Ireland recently rejected this wordy device for leeching away even more of the national sovereignty that is a prerequisite for self-government. France's excitable President Nicolas Sarkozy, who currently occupies the EU's rotating six-month presidency, seems to think, as EU leaders generally do, that balky nations must keep voting until they vote correctly, at which point the ratchet of consolidation is irreversible. Britain's Conservative Party, which is favored to win the next election (sometime before summer 2010), says that if Ireland has not by then ratified the treaty, a Conservative government will urge rejection of it by referendum.
At their worst—their best is bad enough—EU enthusiasts clumsily invoke the pale specter of a synthetic terror, a recrudescence of bloody nationalism, to panic the EU's 27 member nations into "pooling" their sovereignties and "harmonizing" their social policies, for the greater glory of the EU bureaucracy in Brussels, which is in Belgium, which is in crisis. It was cobbled together in 1830 from French-speaking Wallonia and Dutch-speaking Flanders, and after 178 years these regions find each other increasingly irritating. Perhaps they would seek a divorce if they could decide who gets custody of Brussels—and of Belgium's huge national debt. The Belgians, with their seven parliaments, should consult with the restive Bosnian Serbs of Republika Srpska, and with Moldova's secessionist Transdniestria region.
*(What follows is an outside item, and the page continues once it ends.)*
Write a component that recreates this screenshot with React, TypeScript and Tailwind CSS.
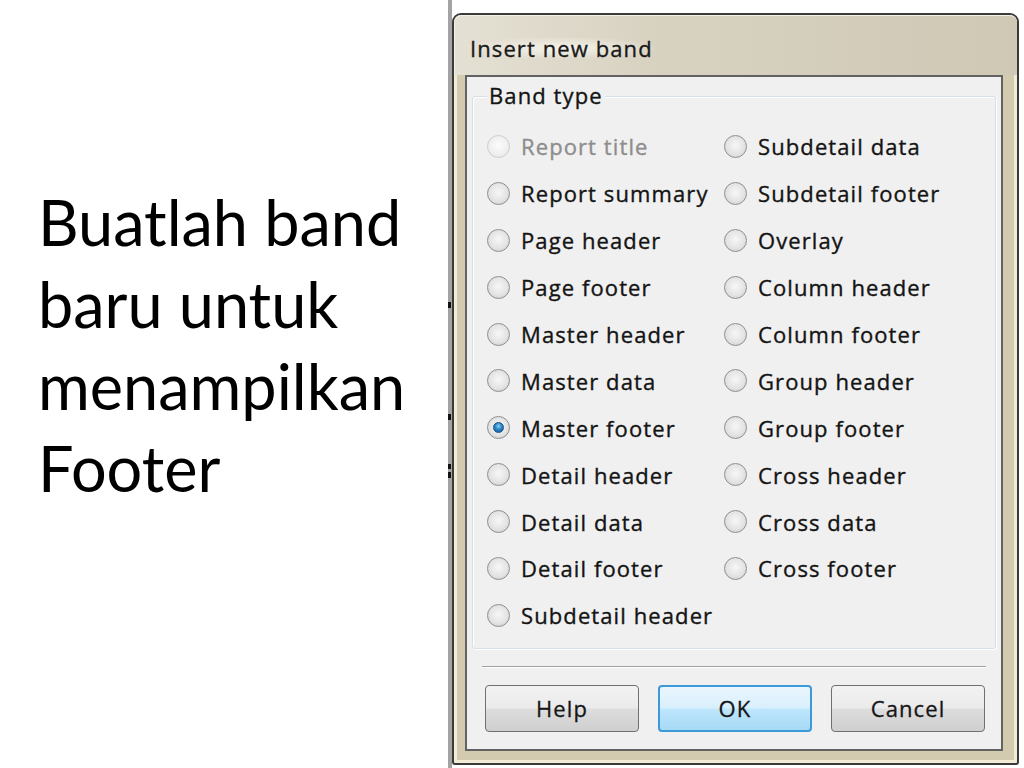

Such would-be statelets might not make economic sense, but it is not obviously irrational for other considerations to matter, too.
Of course, not all European affirmations of ancient differences are wholesome. In Spain, Basque separatists recently detonated four bombs, the first near the city of Bilbao, which in 1936 and 1937, during the Spanish Civil War, was briefly the seat of an autonomous Basque government. But it is, on balance, nice that Marx and his epigones, who were reliably wrong, were never more so than when insisting, as other slow learners still do, that religion, myth and ethnicity were preindustrial forces that would lose their history-shaping saliency in the modern, market-driven world of economic motives. A core tenet of conservatism was put perfectly by William Faulkner: "The past is never dead. It's not even past." If it were, the present would be thin gruel indeed.
Correction (published Aug. 7, 2008): The original version of this article incorrectly stated that Alexander the Great had no children. A son was born after his death.